Allons voir un peu plus loin… en Afrique centrale et orientale. Le Tchad exhibe une V formelle de 8,4, tandis que le Cameroun est à 8,3. La Guinée Equatoriale est à 9,6, le Gabon à 7,2. Au Malawi et au Rwanda, V est à 9,9 ; Madagascar est à 8,1, le Soudan à 8,1, l’Ouganda à 11,2, le Botswana à 10,5, la Tanzanie à 10,3, la Zambie à 13,1 et le Zimbabwe à 7,1. Ces statistiques de vitesses monétaires, quoique certainement elles-mêmes sous-évaluées, sont beaucoup plus cohérentes qu’en UEMOA. Cet état de fait est très certainement corrélé à la pression fiscale, qui est plus élevée en UEMOA qu’ailleurs en Afrique sub-saharienne : les agents économiques préfèrent produire et échanger dans l’informel plutôt que de se formaliser, de publier leurs chiffres et de subir l’impôt, perçu comme confiscatoire, illégitime ou désaligné par rapport à la qualité des services publics.

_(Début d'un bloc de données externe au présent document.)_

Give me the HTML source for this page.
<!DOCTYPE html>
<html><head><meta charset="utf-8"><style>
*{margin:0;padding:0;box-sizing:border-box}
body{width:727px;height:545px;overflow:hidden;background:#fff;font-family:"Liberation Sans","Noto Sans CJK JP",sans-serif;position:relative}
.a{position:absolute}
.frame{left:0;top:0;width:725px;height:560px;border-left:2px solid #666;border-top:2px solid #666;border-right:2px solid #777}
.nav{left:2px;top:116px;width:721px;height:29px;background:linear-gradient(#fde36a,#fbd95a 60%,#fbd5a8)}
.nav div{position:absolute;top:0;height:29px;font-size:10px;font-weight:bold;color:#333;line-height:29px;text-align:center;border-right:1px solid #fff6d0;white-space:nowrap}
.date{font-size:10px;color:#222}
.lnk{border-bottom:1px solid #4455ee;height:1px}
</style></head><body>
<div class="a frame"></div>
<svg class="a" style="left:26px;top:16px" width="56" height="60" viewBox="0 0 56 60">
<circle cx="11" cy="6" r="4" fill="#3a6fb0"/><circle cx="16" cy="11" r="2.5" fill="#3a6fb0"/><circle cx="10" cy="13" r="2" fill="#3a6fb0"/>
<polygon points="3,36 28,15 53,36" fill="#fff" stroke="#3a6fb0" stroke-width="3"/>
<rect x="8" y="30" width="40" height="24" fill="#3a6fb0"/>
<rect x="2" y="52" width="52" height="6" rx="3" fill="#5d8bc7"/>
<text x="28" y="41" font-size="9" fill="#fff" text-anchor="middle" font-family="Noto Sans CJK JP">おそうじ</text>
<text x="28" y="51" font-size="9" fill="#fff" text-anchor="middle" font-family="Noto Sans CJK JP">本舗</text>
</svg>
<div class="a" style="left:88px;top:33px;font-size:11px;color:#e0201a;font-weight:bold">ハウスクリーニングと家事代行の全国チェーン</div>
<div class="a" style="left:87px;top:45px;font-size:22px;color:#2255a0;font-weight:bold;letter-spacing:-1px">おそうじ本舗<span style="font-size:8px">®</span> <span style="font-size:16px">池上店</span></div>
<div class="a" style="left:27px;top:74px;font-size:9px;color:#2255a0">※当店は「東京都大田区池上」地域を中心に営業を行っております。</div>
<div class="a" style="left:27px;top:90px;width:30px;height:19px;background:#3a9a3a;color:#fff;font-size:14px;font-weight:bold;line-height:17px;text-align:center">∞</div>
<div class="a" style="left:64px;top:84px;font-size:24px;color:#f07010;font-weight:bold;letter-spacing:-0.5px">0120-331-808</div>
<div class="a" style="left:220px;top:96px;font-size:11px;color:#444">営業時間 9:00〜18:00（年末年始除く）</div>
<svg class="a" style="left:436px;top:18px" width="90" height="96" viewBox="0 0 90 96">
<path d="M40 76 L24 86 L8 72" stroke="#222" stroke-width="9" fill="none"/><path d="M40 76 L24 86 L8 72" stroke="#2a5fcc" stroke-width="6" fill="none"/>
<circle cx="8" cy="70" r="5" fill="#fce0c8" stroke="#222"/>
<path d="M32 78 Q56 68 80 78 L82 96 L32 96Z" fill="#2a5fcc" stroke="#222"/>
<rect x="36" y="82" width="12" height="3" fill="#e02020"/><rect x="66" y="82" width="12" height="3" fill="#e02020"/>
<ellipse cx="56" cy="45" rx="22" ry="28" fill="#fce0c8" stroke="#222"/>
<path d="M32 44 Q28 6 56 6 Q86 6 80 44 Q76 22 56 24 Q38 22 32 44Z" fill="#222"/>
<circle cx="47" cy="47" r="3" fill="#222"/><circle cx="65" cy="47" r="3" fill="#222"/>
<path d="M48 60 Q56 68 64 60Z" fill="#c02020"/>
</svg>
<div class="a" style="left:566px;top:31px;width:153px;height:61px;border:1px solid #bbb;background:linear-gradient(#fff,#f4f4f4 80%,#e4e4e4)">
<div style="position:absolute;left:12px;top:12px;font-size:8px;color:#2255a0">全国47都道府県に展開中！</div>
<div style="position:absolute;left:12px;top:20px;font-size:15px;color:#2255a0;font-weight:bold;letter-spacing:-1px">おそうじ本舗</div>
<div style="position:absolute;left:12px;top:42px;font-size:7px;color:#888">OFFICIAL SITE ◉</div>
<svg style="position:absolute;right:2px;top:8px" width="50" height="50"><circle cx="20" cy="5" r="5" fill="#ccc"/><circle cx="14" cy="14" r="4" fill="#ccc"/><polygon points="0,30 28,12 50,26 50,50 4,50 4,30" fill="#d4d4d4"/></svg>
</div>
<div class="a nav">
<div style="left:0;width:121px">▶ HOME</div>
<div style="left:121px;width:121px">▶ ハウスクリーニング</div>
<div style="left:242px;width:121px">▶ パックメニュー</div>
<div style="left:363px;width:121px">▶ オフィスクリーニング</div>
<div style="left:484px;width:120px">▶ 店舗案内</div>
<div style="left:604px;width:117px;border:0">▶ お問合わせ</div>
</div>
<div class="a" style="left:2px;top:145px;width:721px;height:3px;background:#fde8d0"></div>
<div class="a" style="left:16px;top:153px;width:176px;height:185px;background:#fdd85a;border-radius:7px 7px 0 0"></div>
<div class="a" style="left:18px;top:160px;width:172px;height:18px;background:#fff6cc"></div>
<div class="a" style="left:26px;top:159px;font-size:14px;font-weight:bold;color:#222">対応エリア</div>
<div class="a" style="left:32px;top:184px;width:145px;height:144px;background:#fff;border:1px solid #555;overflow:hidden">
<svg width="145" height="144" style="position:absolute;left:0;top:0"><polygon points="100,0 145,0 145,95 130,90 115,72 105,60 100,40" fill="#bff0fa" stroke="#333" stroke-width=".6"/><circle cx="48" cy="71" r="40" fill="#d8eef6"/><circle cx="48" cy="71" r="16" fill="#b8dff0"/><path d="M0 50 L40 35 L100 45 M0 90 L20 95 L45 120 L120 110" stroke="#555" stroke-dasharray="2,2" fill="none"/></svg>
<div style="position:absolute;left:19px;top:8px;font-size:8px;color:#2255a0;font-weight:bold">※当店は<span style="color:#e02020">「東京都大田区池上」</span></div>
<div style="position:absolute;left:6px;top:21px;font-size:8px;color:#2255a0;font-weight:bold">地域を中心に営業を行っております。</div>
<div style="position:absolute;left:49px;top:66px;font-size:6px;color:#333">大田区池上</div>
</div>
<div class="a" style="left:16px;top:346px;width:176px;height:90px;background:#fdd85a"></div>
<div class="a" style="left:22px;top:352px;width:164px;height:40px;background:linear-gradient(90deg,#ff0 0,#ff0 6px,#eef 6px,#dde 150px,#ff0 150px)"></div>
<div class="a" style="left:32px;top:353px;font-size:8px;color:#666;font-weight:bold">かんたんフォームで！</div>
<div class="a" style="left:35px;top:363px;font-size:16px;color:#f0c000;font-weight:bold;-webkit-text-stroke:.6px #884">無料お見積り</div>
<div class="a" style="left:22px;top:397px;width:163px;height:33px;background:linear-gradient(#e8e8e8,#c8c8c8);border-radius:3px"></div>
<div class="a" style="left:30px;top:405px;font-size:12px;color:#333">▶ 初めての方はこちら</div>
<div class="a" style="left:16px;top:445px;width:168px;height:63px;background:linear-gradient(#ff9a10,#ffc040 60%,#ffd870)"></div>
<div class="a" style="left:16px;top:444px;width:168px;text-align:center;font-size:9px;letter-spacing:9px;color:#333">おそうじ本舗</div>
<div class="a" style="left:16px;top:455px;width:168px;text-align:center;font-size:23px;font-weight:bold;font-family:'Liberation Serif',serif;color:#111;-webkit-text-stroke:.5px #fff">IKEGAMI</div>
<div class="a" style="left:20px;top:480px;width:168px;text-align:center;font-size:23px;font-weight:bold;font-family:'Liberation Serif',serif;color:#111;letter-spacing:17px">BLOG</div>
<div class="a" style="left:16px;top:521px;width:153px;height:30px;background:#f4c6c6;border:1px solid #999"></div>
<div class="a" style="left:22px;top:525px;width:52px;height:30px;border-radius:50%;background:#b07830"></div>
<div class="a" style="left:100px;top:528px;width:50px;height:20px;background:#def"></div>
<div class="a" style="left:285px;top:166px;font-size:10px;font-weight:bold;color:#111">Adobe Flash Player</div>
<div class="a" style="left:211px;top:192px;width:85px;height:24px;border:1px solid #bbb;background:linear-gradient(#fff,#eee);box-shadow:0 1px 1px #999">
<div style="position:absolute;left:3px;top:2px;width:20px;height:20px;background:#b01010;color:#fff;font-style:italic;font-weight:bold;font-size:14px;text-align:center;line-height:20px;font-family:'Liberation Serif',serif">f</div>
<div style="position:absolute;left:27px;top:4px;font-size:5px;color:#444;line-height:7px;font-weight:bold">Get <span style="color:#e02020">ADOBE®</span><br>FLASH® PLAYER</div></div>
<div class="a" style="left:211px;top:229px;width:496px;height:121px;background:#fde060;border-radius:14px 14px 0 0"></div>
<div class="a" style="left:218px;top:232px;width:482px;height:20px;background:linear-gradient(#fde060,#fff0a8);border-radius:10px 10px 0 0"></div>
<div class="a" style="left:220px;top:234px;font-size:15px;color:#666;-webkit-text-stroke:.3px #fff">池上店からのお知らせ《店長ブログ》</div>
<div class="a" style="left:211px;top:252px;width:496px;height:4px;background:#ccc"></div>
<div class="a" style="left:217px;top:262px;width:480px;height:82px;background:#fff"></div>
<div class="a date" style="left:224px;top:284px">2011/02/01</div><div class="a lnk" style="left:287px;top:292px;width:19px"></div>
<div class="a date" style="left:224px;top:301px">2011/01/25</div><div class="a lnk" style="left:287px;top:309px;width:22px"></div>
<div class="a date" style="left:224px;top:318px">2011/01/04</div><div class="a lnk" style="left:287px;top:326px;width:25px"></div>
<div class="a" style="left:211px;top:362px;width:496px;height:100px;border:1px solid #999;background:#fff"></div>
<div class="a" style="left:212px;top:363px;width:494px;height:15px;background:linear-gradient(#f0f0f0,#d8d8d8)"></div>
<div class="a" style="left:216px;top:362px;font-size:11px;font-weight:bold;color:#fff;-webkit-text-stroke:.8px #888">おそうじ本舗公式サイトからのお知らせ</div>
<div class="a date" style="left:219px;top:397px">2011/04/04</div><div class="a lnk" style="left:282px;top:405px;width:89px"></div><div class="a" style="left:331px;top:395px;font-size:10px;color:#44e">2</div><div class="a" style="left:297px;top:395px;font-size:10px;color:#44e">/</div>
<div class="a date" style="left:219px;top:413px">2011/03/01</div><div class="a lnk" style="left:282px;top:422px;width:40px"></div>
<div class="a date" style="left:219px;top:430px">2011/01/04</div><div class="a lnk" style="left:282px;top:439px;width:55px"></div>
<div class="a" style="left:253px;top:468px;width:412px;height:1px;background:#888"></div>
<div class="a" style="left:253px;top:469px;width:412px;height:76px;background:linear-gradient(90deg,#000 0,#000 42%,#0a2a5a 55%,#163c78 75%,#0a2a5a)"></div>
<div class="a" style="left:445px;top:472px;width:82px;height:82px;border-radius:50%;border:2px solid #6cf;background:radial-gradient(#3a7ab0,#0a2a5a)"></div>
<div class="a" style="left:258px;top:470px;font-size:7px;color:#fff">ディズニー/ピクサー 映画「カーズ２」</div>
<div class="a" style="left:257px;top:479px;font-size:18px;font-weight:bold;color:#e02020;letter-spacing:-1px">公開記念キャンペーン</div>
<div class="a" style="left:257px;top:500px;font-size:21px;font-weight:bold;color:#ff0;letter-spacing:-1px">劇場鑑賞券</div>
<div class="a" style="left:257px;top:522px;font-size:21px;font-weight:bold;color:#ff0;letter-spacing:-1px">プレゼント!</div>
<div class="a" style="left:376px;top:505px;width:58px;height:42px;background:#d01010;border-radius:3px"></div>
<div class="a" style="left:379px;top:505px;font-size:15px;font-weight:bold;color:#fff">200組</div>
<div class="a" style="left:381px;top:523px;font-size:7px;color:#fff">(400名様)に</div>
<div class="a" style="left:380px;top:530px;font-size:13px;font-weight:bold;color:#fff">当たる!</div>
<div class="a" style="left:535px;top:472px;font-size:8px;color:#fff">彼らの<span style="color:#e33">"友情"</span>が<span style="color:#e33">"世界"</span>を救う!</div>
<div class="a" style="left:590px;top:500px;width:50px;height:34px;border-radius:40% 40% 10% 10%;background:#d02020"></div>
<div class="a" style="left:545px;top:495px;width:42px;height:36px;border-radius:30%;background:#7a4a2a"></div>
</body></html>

Complétons notre tour du monde et voyons des pays similaires, comparables ou plus développés sur d’autres continents. En Argentine et en Turquie, pourtant beaucoup plus industrialisées, V est supérieure à 8. Le Brésil est à 17. Des pays moins développés comme le Bangladesh ou le Cambodge affichent respectivement des V à 8,9 et 12,8. Le Costa Rica, la République Dominicaine, l’Equateur, l’Indonésie, le Laos, le Nicaragua, le Sri Lanka, le Timor Oriental et l’Uruguay ont des V supérieures à 10. La Thaïlande, le Tadjikistan, la Colombie, l’Arménie, l’Iran, le Kazakhstan, le Liban, la Micronésie et le Paraguay sont au-delà de 8. Il est donc tout bonnement impensable que les pays de l’UEMOA présentent des vitesses monétaires inférieures à un minimum de 8 ; ces vitesses sont vraisemblablement, même après l’assouplissement monétaire quantitatif post-2008, davantage proches de 10. Réajustons donc les statistiques macroéconomiques de PIB à l’aune de ces multiples réévalués, et estimons le PIB nominal effectif puis, par truchement, le poids a priori de l’économie informelle.

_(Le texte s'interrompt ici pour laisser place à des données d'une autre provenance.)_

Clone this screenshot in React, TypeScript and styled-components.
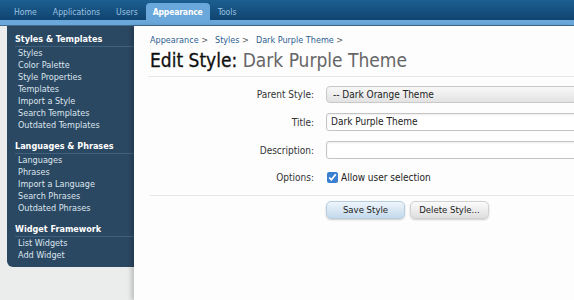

Réévaluer le PIB nominal de l’UEMOA
Le PIB nominal effectif de la sous-région est au moins deux fois supérieur au PIB nominal formel et officiel. En ajustant V de 4,6 en moyenne dans l’UEMOA à 8 (au minimum) et 10 (au maximum), le PIB nominal effectif se situe entre 146 et 183 trillions de FCFA, contre 69 trillions de PIB formel et officiel. Cela signifie que le PIB informel de l’UEMOA représente entre 77 et 113 trillions de FCFA. Ce taux de sous-estimation du PIB nominal de la
sous-région de l’ordre de 53% à 62% en fonction des hypothèses de V est cohérent dans tous les pays de l’UEMOA, avec assez peu de disparités entre les Etats-membres. Ainsi, au Bénin, la sous-estimation du PIB se situe entre 54% et 63% ; au Burkina Faso, entre 56% et 65%m; en Côte d’Ivoire, entre 59% et 67% ; en Côte d’Ivoire, entre 71% et 77%; au Mali, entre 34% et 48% ; au Niger, entre 29% et 43% ; au Sénégal, entre 51% et 61% ; et au Togo, entre 50 et 60%.

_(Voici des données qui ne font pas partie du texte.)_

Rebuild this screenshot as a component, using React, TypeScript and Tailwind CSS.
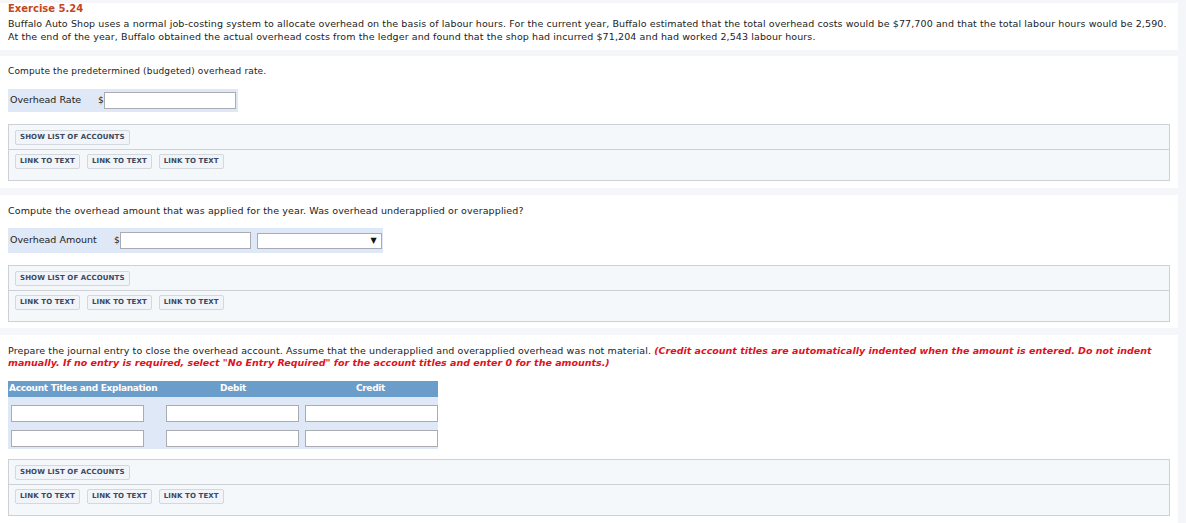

Les enjeux sont importants. Les critères de convergence macroéconomique et de surveillance multilatérale font souvent référence au PIB nominal : dans les ratios tels que dette publique/PIB et déficit budgétaire/PIB, les numérateurs sont parfaitement définis, mais le dénominateur reste clairement mal capturé. Le pilotage macroéconomique et la gestion de la monnaie en deviennent incertains. De la même manière, nos pays sont souvent contraints par les programmes engagés avec le FMI, qui limitent nos capacités d’endettement, notamment en devises, et donc notre pouvoir d’accumulation de capital physique. D’où l’importance des programmes de formalisation des acteurs économiques, notamment dans le secteur primaire et le secteur marchand urbain. L’enjeu n’est pas que fiscal: il y va de la modernisation en profondeur de nos économies sous-régionales.
Un commentaire
C’est exactement ça, il faut formaliser nos économies, car une économie informelle à 90% n’est pas une économie, c’est du bricolage. On ne sera jamais développés ni émergents avec ce taux d’informel! Les économistes africains doivent enfin ouvrir les yeux et trouver des solutions. Les FMI, Banque mondiale et consorts savent qu’on n’a pas d’économie, ils font semblant de nous le faire croire en imposant des solutions en total décalage avec nos économies. Je ne les ai jamais entendu proposer des programmes pour résorber l’informel. Ils savent que c’est congénital, ça date de la colonisation, notre « économie » sert à d’autres tandis que nous, on survit dans l’informel, nous contentant du peu que nous recevons de l’exploitation des matières premières par d’autres, sans chercher depuis 60 ans à les exploiter nous-mêmes, parce qu’on s’en croit incapables. Le jour où tous les pays africains diront: on se donne 10 ans pour exploiter nous-mêmes nos matières premières, on investira dans l’éducation, la santé, les infrastructures, pour y arriver. On formera les entrepreneurs, on créera une industrie en conséquence pour absorber ces activités, ce qui diminuera d’autant le secteur informel, jusqu’à tomber à des niveaux qu’on peut fixer progressivement à 80, 70, 60, 50 jusqu’à 10%! Rêvons que nos économies tombent à 10% d’informel! Quel changement dans nos vie, tout sera transformé, notre économie sera entre nos mains, avec un fort secteur privé, comme chez les autres! Mais, si on continue comme ça, ça n’ira qu’en s’empirant, puisque le secteur informel grossit au lieu de diminuer!